How would a graduate tax work in practice? Are you thinking % tax for the rest of their working lives, the same % for all graduates? If so that's incredibly unfair. Why should someone doing a humanities degree for 3 years with 6hrs contact time a week who lived at home, be paying back the same as a doctor/vet who studied for 7 years in student accommodation in London? Under the current system one would have debt of £52,875, the other £155,729, if they both ended up earning the same amount why should they both be taxed the same, for one to hugely subsidise the other?
I already think it's unfair they're charged the same tuition fees but at least they're only charged what they received.
What about people who do two and a half years and then drop out? They aren't graduates so do they not have to pay back anything at all under a graduate tax, not even their maintenance loans?

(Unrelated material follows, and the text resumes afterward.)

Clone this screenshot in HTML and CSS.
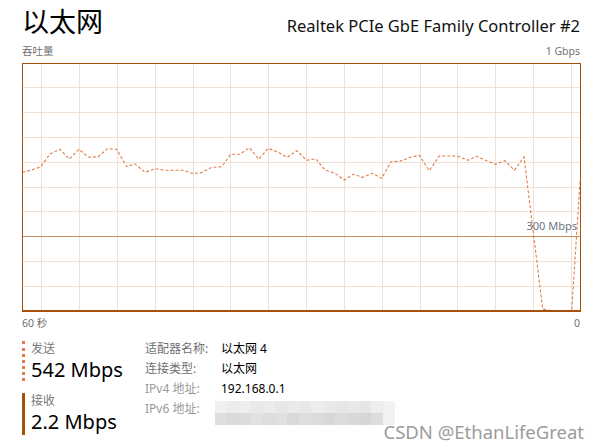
FILE: index.html
```html
<!DOCTYPE html>
<html lang="zh-CN">
<head>
  <meta charset="UTF-8" />
  <meta name="viewport" content="width=device-width, initial-scale=1.0"/>
  <title>以太网</title>
  <link rel="stylesheet" href="styles.css">
</head>
<body>

  <!-- Titolo -->
  <header class="header">
    <h1 class="title">以太网</h1>
    <div class="adapter">Realtek PCIe GbE Family Controller #2</div>
  </header>

  <div class="axis">
    <span>吞吐量</span>
    <span>1 Gbps</span>
  </div>

  <!-- Grafico -->
  <svg class="chart" width="559" height="249" viewBox="0 0 559 249">
    <g stroke="#f0e1d4" stroke-width="1">
      <line x1="19.5" y1="0" x2="19.5" y2="249"/>
      <line x1="57.5" y1="0" x2="57.5" y2="249"/>
      <line x1="95.5" y1="0" x2="95.5" y2="249"/>
      <line x1="133.5" y1="0" x2="133.5" y2="249"/>
      <line x1="171.5" y1="0" x2="171.5" y2="249"/>
      <line x1="208.5" y1="0" x2="208.5" y2="249"/>
      <line x1="246.5" y1="0" x2="246.5" y2="249"/>
      <line x1="284.5" y1="0" x2="284.5" y2="249"/>
      <line x1="322.5" y1="0" x2="322.5" y2="249"/>
      <line x1="360.5" y1="0" x2="360.5" y2="249"/>
      <line x1="398.5" y1="0" x2="398.5" y2="249"/>
      <line x1="435.5" y1="0" x2="435.5" y2="249"/>
      <line x1="473.5" y1="0" x2="473.5" y2="249"/>
      <line x1="511.5" y1="0" x2="511.5" y2="249"/>
      <line x1="549.5" y1="0" x2="549.5" y2="249"/>
      <line x1="0" y1="24.5" x2="559" y2="24.5"/>
      <line x1="0" y1="49.5" x2="559" y2="49.5"/>
      <line x1="0" y1="74.5" x2="559" y2="74.5"/>
      <line x1="0" y1="99.5" x2="559" y2="99.5"/>
      <line x1="0" y1="124.5" x2="559" y2="124.5"/>
      <line x1="0" y1="148.5" x2="559" y2="148.5"/>
      <line x1="0" y1="198.5" x2="559" y2="198.5"/>
      <line x1="0" y1="223.5" x2="559" y2="223.5"/>
    </g>
    <line x1="0" y1="173.5" x2="559" y2="173.5" stroke="#c98f62" stroke-width="1.2"/>
    <text class="scale-label" x="555" y="167" text-anchor="end">300 Mbps</text>
    <polyline fill="none" stroke="#e07c48" stroke-width="1.1" stroke-dasharray="3 2"
      points="0.3,109.3 9.7,107 18.7,103.7 28,91 38,86.3 47.3,96 57,86.3 66.3,94.3 76.3,93.7 85.3,85.7 94.7,86.3 104.7,103.7 113,101 123,109.3 133,105.7 143,107.3 161.3,107.3 169.7,110.3 178,110.3 189.7,104.3 199.7,103.7 208.7,91.3 218,91.3 227.3,84.7 236.7,96.3 246.3,85.3 256.3,89.3 265.3,94.3 274.7,87.7 284.7,97.3 293.7,95.7 303,107 313,110.3 322.3,117 331.3,111.3 340.7,114.3 350.3,110.3 359.7,115.3 369,98.7 378,98.3 388,94.3 397.3,92.3 407.3,107.7 417.3,93 435.3,93 445.7,97.3 454.7,93.3 464.7,97.7 473.7,101.3 483,97.7 492.3,107.3 502,94 520.7,246 529.7,247.7 549.7,247.7 558,118.7"/>
    <polyline fill="none" stroke="#a6520c" stroke-width="1" points="0,247.5 559,247.5"/>
    <rect x="0.5" y="0.5" width="558" height="248" fill="none" stroke="#a6520c" stroke-width="1"/>
  </svg>

  <div class="axis time">
    <span>60 秒</span>
    <span>0</span>
  </div>

  <!-- Statistiche -->
  <section class="stats">
    <div class="rates">
      <div class="rate send">
        <div class="rate-label">发送</div>
        <div class="rate-value">542 Mbps</div>
      </div>
      <div class="rate recv">
        <div class="rate-label">接收</div>
        <div class="rate-value">2.2 Mbps</div>
      </div>
    </div>

    <div class="details">
      <div class="key">适配器名称:</div><div class="val">以太网 4</div>
      <div class="key">连接类型:</div><div class="val">以太网</div>
      <div class="key light">IPv4 地址:</div><div class="val">192.168.0.1</div>
      <div class="key light">IPv6 地址:</div>
      <div class="val">
        <div class="mosaic">
          <span style="background:#f0f0f0"></span><span style="background:#ececec"></span><span style="background:#eeeeee"></span><span style="background:#e9e9e9"></span><span style="background:#ececec"></span><span style="background:#e7e7e7"></span><span style="background:#eaeaea"></span><span style="background:#e8e8e8"></span><span style="background:#ededed"></span><span style="background:#e9e9e9"></span><span style="background:#e6e6e6"></span><span style="background:#e9e9e9"></span><span style="background:#e5e5e5"></span><span style="background:#eeeeee"></span><span style="background:#f2f2f2"></span>
          <span style="background:#dedede"></span><span style="background:#dadada"></span><span style="background:#dcdcdc"></span><span style="background:#e1e1e1"></span><span style="background:#dddddd"></span><span style="background:#e0e0e0"></span><span style="background:#d9d9d9"></span><span style="background:#dedede"></span><span style="background:#dbdbdb"></span><span style="background:#d8d8d8"></span><span style="background:#dcdcdc"></span><span style="background:#d9d9d9"></span><span style="background:#d6d6d6"></span><span style="background:#dddddd"></span><span style="background:#f1f1f1"></span>
        </div>
      </div>
    </div>
  </section>

  <div class="watermark">CSDN @EthanLifeGreat</div>

</body>
</html>
```

FILE: styles.css
```css
body {
  font-family: "Noto Sans", "Noto Sans CJK SC", sans-serif;
  margin: 0;
  padding: 0 20px 0 22px;
  background-color: #fff;
  color: #000;
  position: relative;
  height: 448px;
  overflow: hidden;
}

.header {
  display: flex;
  justify-content: space-between;
  align-items: baseline;
  height: 42px;
}

.title {
  font-family: "Noto Sans CJK SC", sans-serif;
  font-weight: normal;
  font-size: 27px;
  margin: 0;
  line-height: 42px;
}

.adapter {
  font-size: 16.5px;
  color: #111;
}

.axis {
  display: flex;
  justify-content: space-between;
  font-size: 10.5px;
  color: #707070;
  height: 21px;
  line-height: 18px;
}

.axis.time {
  height: 27px;
  padding-top: 2px;
}

.chart {
  display: block;
  width: 559px;
  height: 249px;
}

.scale-label {
  font-family: "Noto Sans", sans-serif;
  font-size: 11px;
  fill: #6b7484;
}

.stats {
  display: flex;
}

.rates {
  width: 123px;
}

.rate {
  padding-left: 6px;
}

.send {
  border-left: 3px dotted #e07c48;
  height: 40px;
  margin-bottom: 12px;
}

.recv {
  border-left: 3px solid #a6520c;
  height: 42px;
}

.rate-label {
  font-size: 12px;
  color: #777;
  line-height: 16px;
}

.rate-value {
  font-size: 20px;
  line-height: 26px;
}

.details {
  display: grid;
  grid-template-columns: 76px auto;
  grid-auto-rows: 20px;
  font-size: 12px;
  line-height: 16px;
}

.key {
  color: #707070;
}

.key.light {
  color: #999;
}

.mosaic {
  display: grid;
  grid-template-columns: repeat(15, 12px);
  grid-template-rows: 12px 12px;
  margin-left: -6px;
  margin-top: 0;
}

.watermark {
  position: absolute;
  right: 16px;
  bottom: 4px;
  font-size: 18.5px;
  color: #9c9c9c;
  text-shadow: 0 0 2px #fff, 0 0 2px #fff;
}
```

People moan about 'mickey mouse' degrees but there's never any agreement about exactly what they are, and what people don't like to admit is that those degrees, with fewer contact hours and often usually less expensive facilities, hugely subsidise the more 'scientific' degrees.
An eng lit or history degree = a few hours of lecturers a week, maybe the odd tutorial if they are lucky. Nowhere near enough books in the library so they usually have to buy their own texts. No practicals, no small group work, no expensive labs, no placements, no insurance....costs the uni, what, a tenth of a science type degree to provide but charged the same fees per year.
People stop doing "mickey mouse" degrees = universities will go bankrupt even faster.